Apraxia is defined as the difficulty or inability to perform learned skilled actions. Identifying apraxia in patients has prognostic implications. The praxis network is predominantly in the left hemisphere, and comprises parietal lobe regions that connect to several circuits involving the frontal, temporal and occipital cortices and the basal ganglia. This review discusses the types of apraxia and the disorders associated with apraxia, highlighting studies based on corticobasal syndrome and stroke as disease models. The evolution of historical concepts of praxis leading up to the current ‘pathway’ models is discussed in the context of neuroanatomical and imaging studies. Bedside testing and interpretation of apraxia are elucidated with examples.
Key Concepts
Apraxia is the difficulty in performing acquired actions and can be seen independent of other symbol‐mediated disorders such as aphasia.
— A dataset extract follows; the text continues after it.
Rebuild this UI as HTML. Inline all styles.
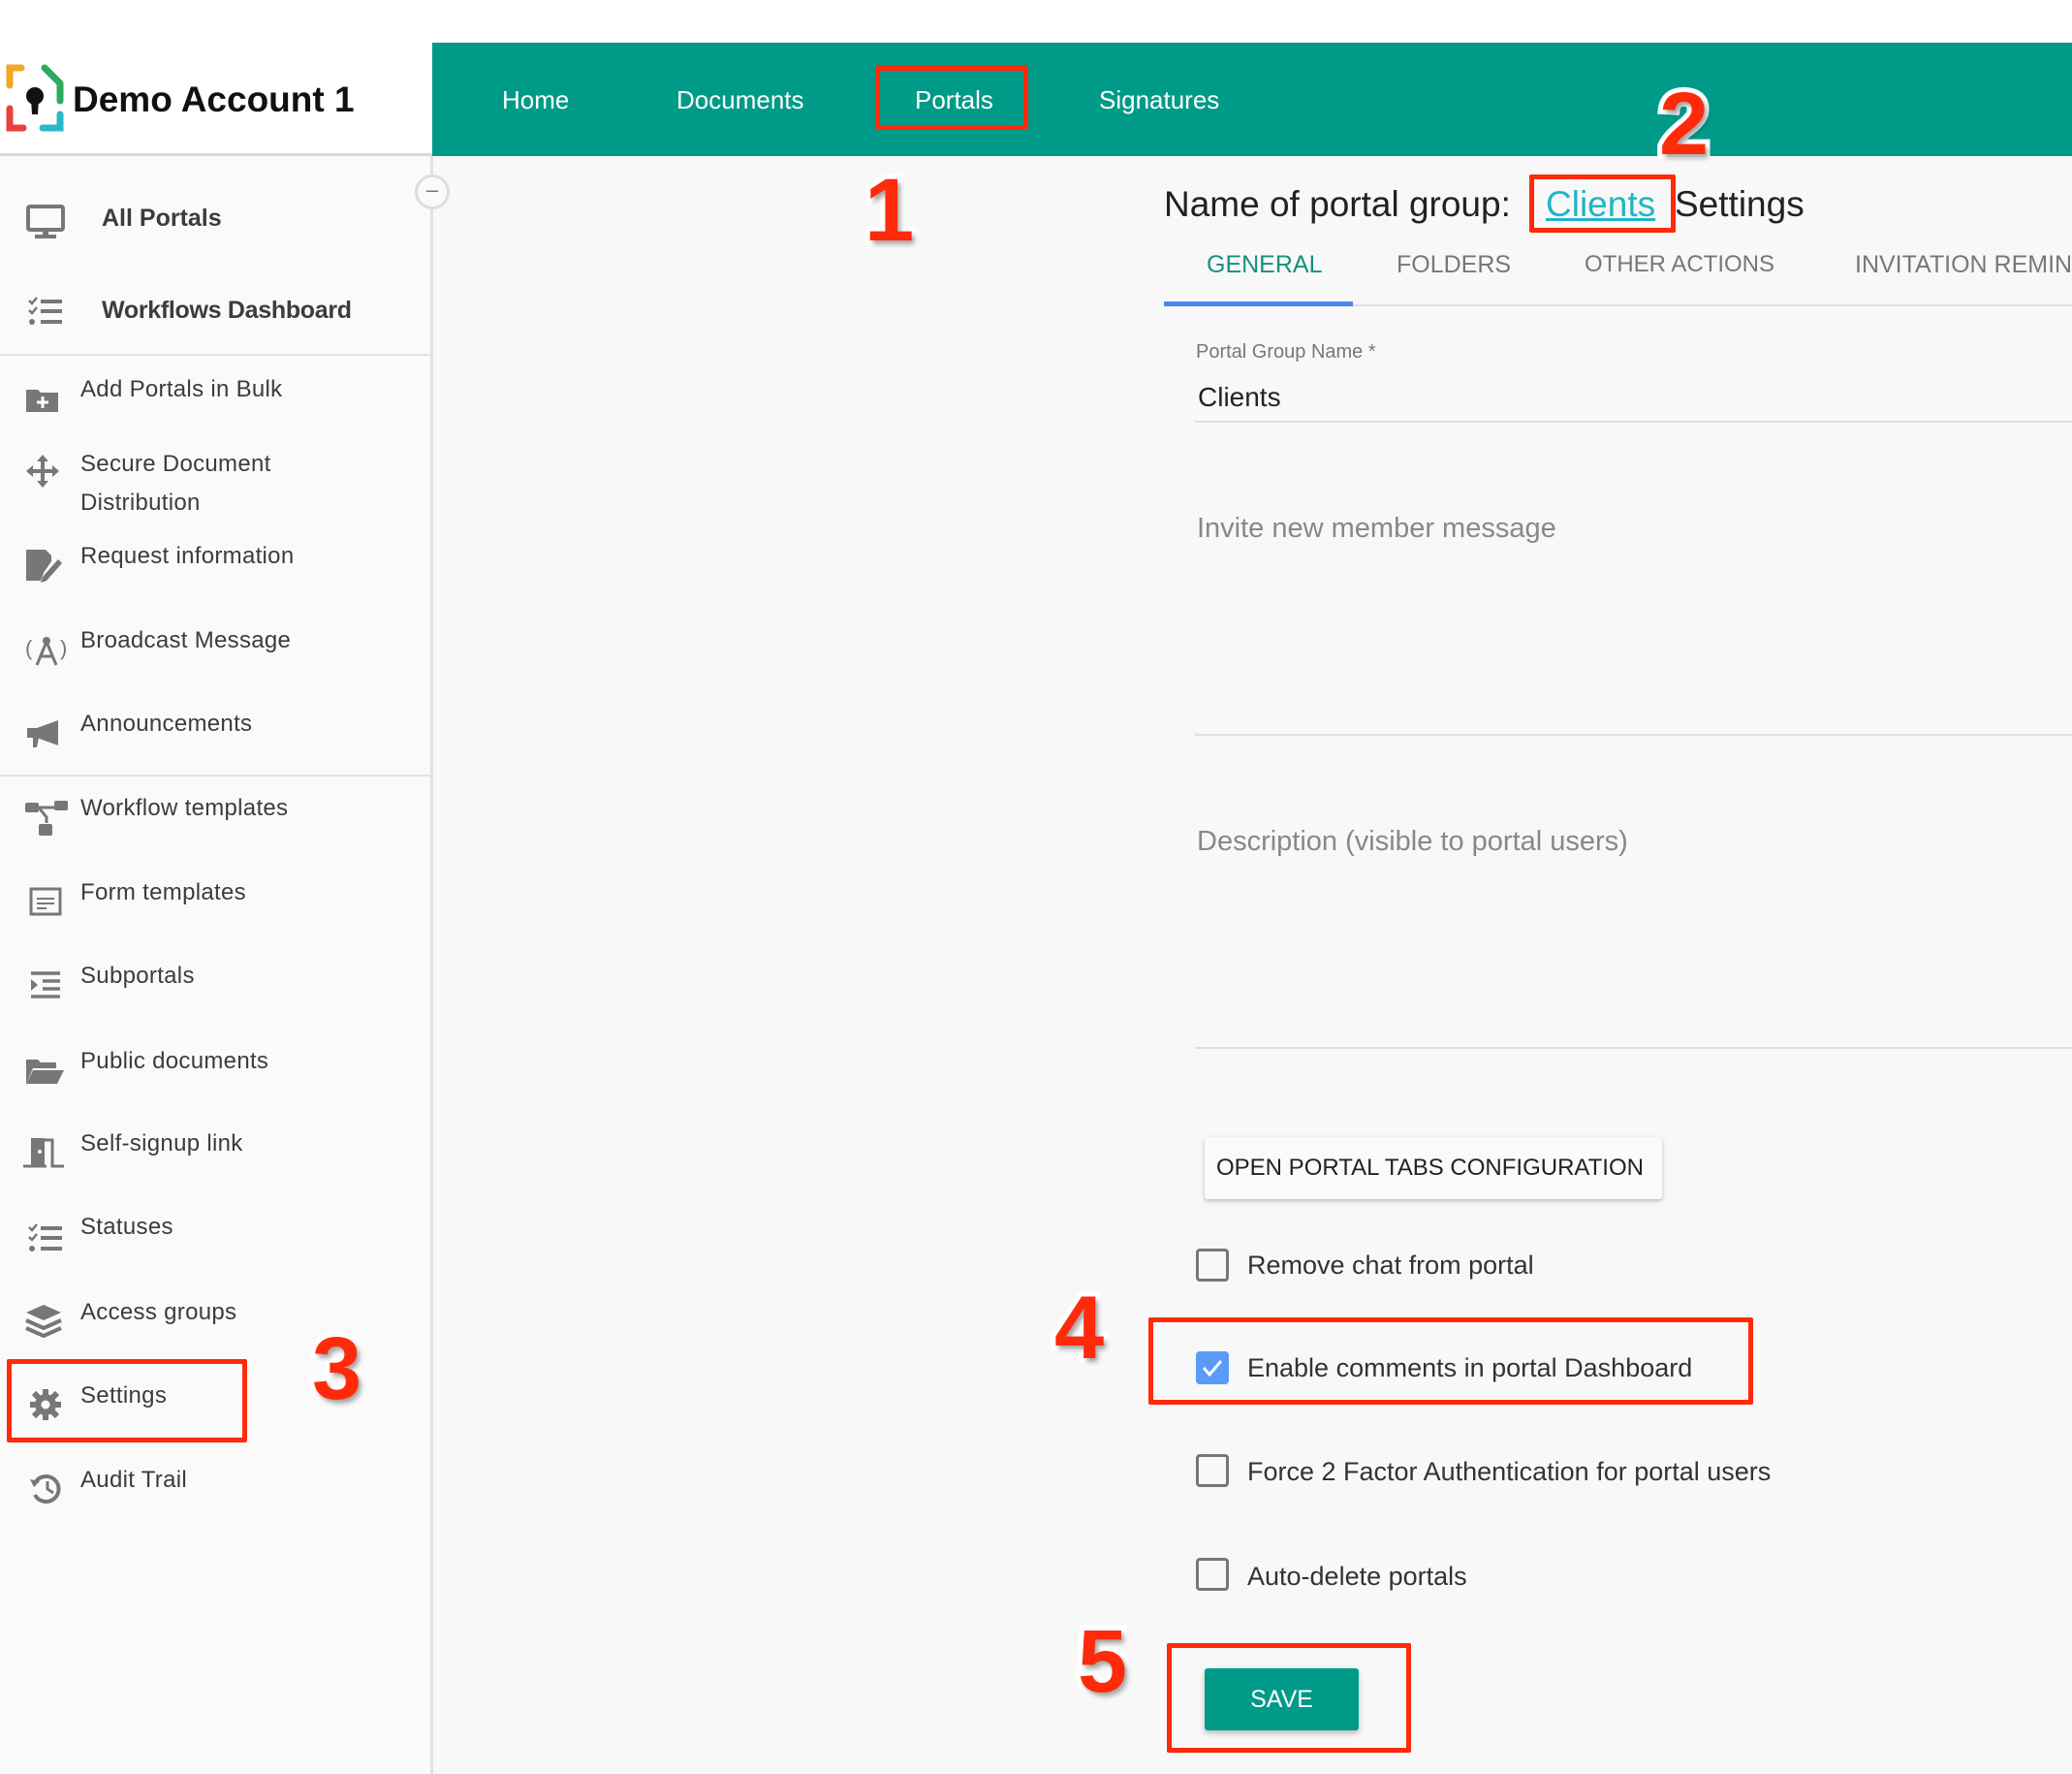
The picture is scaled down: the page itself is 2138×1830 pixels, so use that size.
<!DOCTYPE html>
<html><head><meta charset="utf-8"><style>
*{margin:0;padding:0;box-sizing:border-box}
body{width:2138px;height:1830px;background:#f8f8f8;font-family:"Liberation Sans",sans-serif;position:relative;overflow:hidden;color:#333}
.a{position:absolute;white-space:nowrap}
.side{position:absolute;left:0;top:161px;width:447px;height:1669px;background:#fafafa;border-right:3px solid #e2e2e2}
.si{position:absolute;left:83px;font-size:24px;color:#3c3c3c;letter-spacing:.3px}
.ic{position:absolute;left:26px}
.red{position:absolute;border:5px solid #ff2a0a;border-radius:2px}
.num{position:absolute;font-weight:bold;color:#ff2a0a;font-size:92px;-webkit-text-stroke:10px #fff;paint-order:stroke fill;text-shadow:3px 4px 5px rgba(0,0,0,.35);font-family:"Liberation Sans",sans-serif}
.cb{position:absolute;left:1234px;width:34px;height:34px;border:3px solid #777;border-radius:4px}
.cl{position:absolute;left:1287px;font-size:27px;color:#333}
.line{position:absolute;left:1233px;right:0;height:2px;background:#e0e0e0}
</style></head><body>
<div class="a" style="left:0;top:0;width:2138px;height:44px;background:#fff"></div>
<div class="a" style="left:0;top:44px;width:446px;height:117px;background:#fff;border-bottom:3px solid #d9d9d9"></div>
<div class="a" style="left:446px;top:44px;width:1692px;height:117px;background:#009a88"></div>
<svg class="a" style="left:4px;top:66px" width="62" height="72" viewBox="0 0 62 72">
<path d="M18 4H6v18" fill="none" stroke="#f5a623" stroke-width="7" stroke-linecap="round"/>
<path d="M42 4l16 16v18" fill="none" stroke="#2eaa5c" stroke-width="7" stroke-linecap="round" stroke-linejoin="round"/>
<path d="M6 46v20h14" fill="none" stroke="#e94040" stroke-width="7" stroke-linecap="round"/>
<path d="M40 66h18V52" fill="none" stroke="#2bb7c8" stroke-width="7" stroke-linecap="round"/>
<circle cx="32" cy="33" r="9" fill="#111"/><path d="M28 36h8l-1 16h-6z" fill="#111"/>
</svg>
<div class="a" style="left:75px;top:82px;font-size:37px;font-weight:bold;color:#111">Demo Account 1</div>
<div class="a" style="left:518px;top:88px;font-size:26px;color:#fff">Home</div>
<div class="a" style="left:698px;top:88px;font-size:26px;color:#fff">Documents</div>
<div class="a" style="left:944px;top:88px;font-size:26px;color:#fff">Portals</div>
<div class="a" style="left:1134px;top:88px;font-size:26px;color:#fff">Signatures</div>
<div class="red" style="left:903px;top:68px;width:158px;height:66px"></div>

<div class="side"></div>
<div class="a" style="left:428px;top:180px;width:36px;height:36px;border-radius:50%;border:3px solid #ddd;background:#fafafa;text-align:center;line-height:26px;font-size:22px;color:#777">–</div>
<svg class="ic" style="left:27px;top:211px" width="40" height="36"><rect x="2" y="2" width="36" height="24" rx="2" fill="none" stroke="#777" stroke-width="4"/><rect x="17" y="26" width="6" height="6" fill="#777"/><rect x="9" y="31" width="22" height="4" fill="#777"/></svg>
<div class="si" style="left:105px;top:211px;font-weight:bold;font-size:25px;letter-spacing:0">All Portals</div>
<svg class="ic" style="left:28px;top:306px" width="38" height="30"><path d="M2 4l3 3 5-6M2 14l3 3 5-6" stroke="#777" stroke-width="2.5" fill="none"/><circle cx="5" cy="26" r="3" fill="#777"/><rect x="14" y="3" width="22" height="4" fill="#777"/><rect x="14" y="13" width="22" height="4" fill="#777"/><rect x="14" y="24" width="22" height="4" fill="#777"/></svg>
<div class="si" style="left:105px;top:306px;font-weight:bold;font-size:25px;letter-spacing:-.3px">Workflows Dashboard</div>
<div class="a" style="left:0;top:365px;width:447px;height:2px;background:#e3e3e3"></div>

<svg class="ic" style="top:398px" width="36" height="28"><path d="M1 4h12l3 3h18v20H1z" fill="#777"/><path d="M18 11v12M12 17h12" stroke="#fff" stroke-width="3"/></svg>
<div class="si" style="top:388px">Add Portals in Bulk</div>
<svg class="ic" style="top:468px" width="36" height="36"><path d="M18 1l6 7h-4v8h8v-4l7 6-7 6v-4h-8v8h4l-6 7-6-7h4v-8H8v4l-7-6 7-6v4h8V8h-4z" fill="#777"/></svg>
<div class="si" style="top:459px;line-height:40px">Secure Document<br>Distribution</div>
<svg class="ic" style="top:565px" width="40" height="36"><path d="M1 2h20l6 6v6l-8 12-3 8H1z" fill="#777"/><path d="M18 30l16-18 4 4-16 18-6 2z" fill="#777"/></svg>
<div class="si" style="top:560px">Request information</div>
<svg class="ic" style="top:652px" width="44" height="36"><text x="0" y="24" font-size="22" fill="#777" font-family="Liberation Sans">(</text><text x="36" y="24" font-size="22" fill="#777" font-family="Liberation Sans">)</text><path d="M22 10l-10 24M22 10l10 24M16 25h12" stroke="#777" stroke-width="3" fill="none"/><circle cx="22" cy="9" r="4" fill="#777"/></svg>
<div class="si" style="top:647px">Broadcast Message</div>
<svg class="ic" style="top:741px" width="40" height="32"><path d="M2 10h10l22-8v26l-22-8H2z" fill="#777"/><path d="M8 20h6l-2 10H8z" fill="#777"/></svg>
<div class="si" style="top:733px">Announcements</div>
<div class="a" style="left:0;top:799px;width:447px;height:2px;background:#e3e3e3"></div>

<svg class="ic" style="top:826px" width="44" height="38"><rect x="0" y="2" width="14" height="10" rx="2" fill="#777"/><rect x="30" y="0" width="14" height="10" rx="2" fill="#777"/><path d="M14 7h16M14 7l8 10v6" stroke="#777" stroke-width="3" fill="none"/><rect x="14" y="24" width="14" height="12" rx="2" fill="#777"/></svg>
<div class="si" style="top:820px">Workflow templates</div>
<svg class="ic" style="left:30px;top:915px" width="34" height="30"><rect x="2" y="2" width="30" height="26" fill="none" stroke="#777" stroke-width="3"/><path d="M8 12h18M8 17h18M8 22h10" stroke="#777" stroke-width="2"/></svg>
<div class="si" style="top:907px">Form templates</div>
<svg class="ic" style="left:30px;top:1002px" width="34" height="28"><path d="M2 2h30M14 10h18M14 18h18M2 26h30" stroke="#777" stroke-width="3.5"/><path d="M2 8l7 6-7 6z" fill="#777"/></svg>
<div class="si" style="top:993px">Subportals</div>
<svg class="ic" style="top:1090px" width="40" height="30"><path d="M1 3h12l3 3h16v6H8L1 28z" fill="#777"/><path d="M8 14h32l-7 14H1z" fill="#777"/></svg>
<div class="si" style="top:1081px">Public documents</div>
<svg class="ic" style="left:24px;top:1170px" width="44" height="36"><path d="M8 4h14v28H8z" fill="#777"/><path d="M0 33h24M22 6h8v27h12" stroke="#777" stroke-width="3" fill="none"/><circle cx="17" cy="18" r="2" fill="#fff"/></svg>
<div class="si" style="top:1166px">Self-signup link</div>
<svg class="ic" style="left:28px;top:1262px" width="38" height="30"><path d="M2 4l3 3 5-6M2 14l3 3 5-6" stroke="#777" stroke-width="2.5" fill="none"/><circle cx="5" cy="26" r="3" fill="#777"/><rect x="14" y="3" width="22" height="4" fill="#777"/><rect x="14" y="13" width="22" height="4" fill="#777"/><rect x="14" y="24" width="22" height="4" fill="#777"/></svg>
<div class="si" style="top:1252px">Statuses</div>
<svg class="ic" style="top:1345px" width="38" height="36"><path d="M19 1l18 8-18 8L1 9z" fill="#777"/><path d="M1 17l18 8 18-8M1 25l18 8 18-8" stroke="#777" stroke-width="4" fill="none"/></svg>
<div class="si" style="top:1340px">Access groups</div>
<svg class="ic" style="left:30px;top:1432px" width="34" height="34"><circle cx="17" cy="17" r="11" fill="#777"/><path d="M17 1v32M1 17h32M5 5l24 24M29 5L5 29" stroke="#777" stroke-width="6"/><circle cx="17" cy="17" r="4.5" fill="#fafafa"/></svg>
<div class="si" style="top:1426px">Settings</div>
<div class="red" style="left:7px;top:1402px;width:248px;height:86px"></div>
<svg class="ic" style="left:30px;top:1518px" width="36" height="34"><path d="M6 12A13 13 0 1 1 6 24" stroke="#777" stroke-width="4" fill="none"/><path d="M1 8l10 2-6 6z" fill="#777"/><path d="M19 10v8l6 4" stroke="#777" stroke-width="3" fill="none"/></svg>
<div class="si" style="top:1513px">Audit Trail</div>

<div class="num" style="left:322px;top:1360px">3</div>
<div class="num" style="left:892px;top:165px">1</div>
<div class="num" style="left:1712px;top:76px">2</div>
<div class="num" style="left:1088px;top:1318px">4</div>
<div class="num" style="left:1112px;top:1662px">5</div>

<div class="a" style="left:1201px;top:190px;font-size:37px;color:#222">Name of portal group:</div>
<div class="a" style="left:1595px;top:190px;font-size:37px;color:#1fb5c6;text-decoration:underline;text-decoration-thickness:3px">Clients</div>
<div class="a" style="left:1728px;top:190px;font-size:37px;color:#222">Settings</div>
<div class="red" style="left:1578px;top:180px;width:151px;height:60px"></div>
<div class="a" style="left:1201px;top:314px;width:937px;height:2px;background:#e0e0e0"></div>
<div class="a" style="left:1201px;top:311px;width:195px;height:5px;background:#4a86e8"></div>
<div class="a" style="left:1245px;top:259px;font-size:25px;color:#16917f">GENERAL</div>
<div class="a" style="left:1441px;top:259px;font-size:25px;color:#777">FOLDERS</div>
<div class="a" style="left:1635px;top:259px;font-size:24px;color:#777">OTHER ACTIONS</div>
<div class="a" style="left:1914px;top:259px;font-size:25px;color:#777">INVITATION REMIN</div>

<div class="a" style="left:1234px;top:352px;font-size:20px;color:#777">Portal Group Name *</div>
<div class="a" style="left:1236px;top:394px;font-size:28px;color:#222">Clients</div>
<div class="line" style="top:434px"></div>
<div class="a" style="left:1235px;top:529px;font-size:29px;color:#888">Invite new member message</div>
<div class="line" style="top:757px"></div>
<div class="a" style="left:1235px;top:852px;font-size:29px;color:#888">Description (visible to portal users)</div>
<div class="line" style="top:1080px"></div>

<div class="a" style="left:1243px;top:1173px;width:472px;height:64px;background:#fafafa;box-shadow:0 2px 5px rgba(0,0,0,.25);border-radius:3px;font-size:24px;color:#222;line-height:64px;padding-left:12px">OPEN PORTAL TABS CONFIGURATION</div>

<div class="cb" style="top:1288px"></div>
<div class="cl" style="top:1290px">Remove chat from portal</div>
<div class="cb" style="top:1394px;background:#5b9bf8;border-color:#5b9bf8"><svg width="28" height="28" style="position:absolute;left:0;top:0"><path d="M5 14l6 7 12-14" stroke="#fff" stroke-width="3" fill="none"/></svg></div>
<div class="cl" style="top:1396px">Enable comments in portal Dashboard</div>
<div class="red" style="left:1185px;top:1359px;width:624px;height:90px"></div>
<div class="cb" style="top:1500px"></div>
<div class="cl" style="top:1503px">Force 2 Factor Authentication for portal users</div>
<div class="cb" style="top:1607px"></div>
<div class="cl" style="top:1611px">Auto-delete portals</div>

<div class="a" style="left:1243px;top:1721px;width:159px;height:64px;background:#009a88;border-radius:3px;box-shadow:0 3px 6px rgba(0,0,0,.25);color:#fff;font-size:25px;line-height:64px;text-align:center">SAVE</div>
<div class="red" style="left:1204px;top:1695px;width:252px;height:113px"></div>
</body></html>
Apraxia is associated with several neurodegenerative disorders such as corticobasal syndrome, as well as with strokes and head trauma.
There are several different forms of apraxia such as ideomotor, ideational and orofacial apraxia, and each is characterised by the specific manner in which action performance or interpretation is compromised.
The praxis network involves circuits from frontal, temporal and parietal cortices and the basal ganglia.
Left parietal lobe is pivotal for the praxis network.
Newer models of praxis propose bilaterally represented ventral and dorsal processing streams, with the dorsal stream further subdivided into dorso‐dorsal and ventrodorsal substreams. The dorso‐dorsal or the ‘grasp’ system processes characteristics of a tool such as size, shape and orientation, while the ventrodorsal or the ‘use’ system stores object‐specific actions.
In patients with left hemisphere damage, apraxia often coexists with aphasia; in patients with right hemisphere lesions, apraxia is often associated with a visuospatial disorder.
Testing of apraxia at bedside is important for diagnostic and prognostic reasons.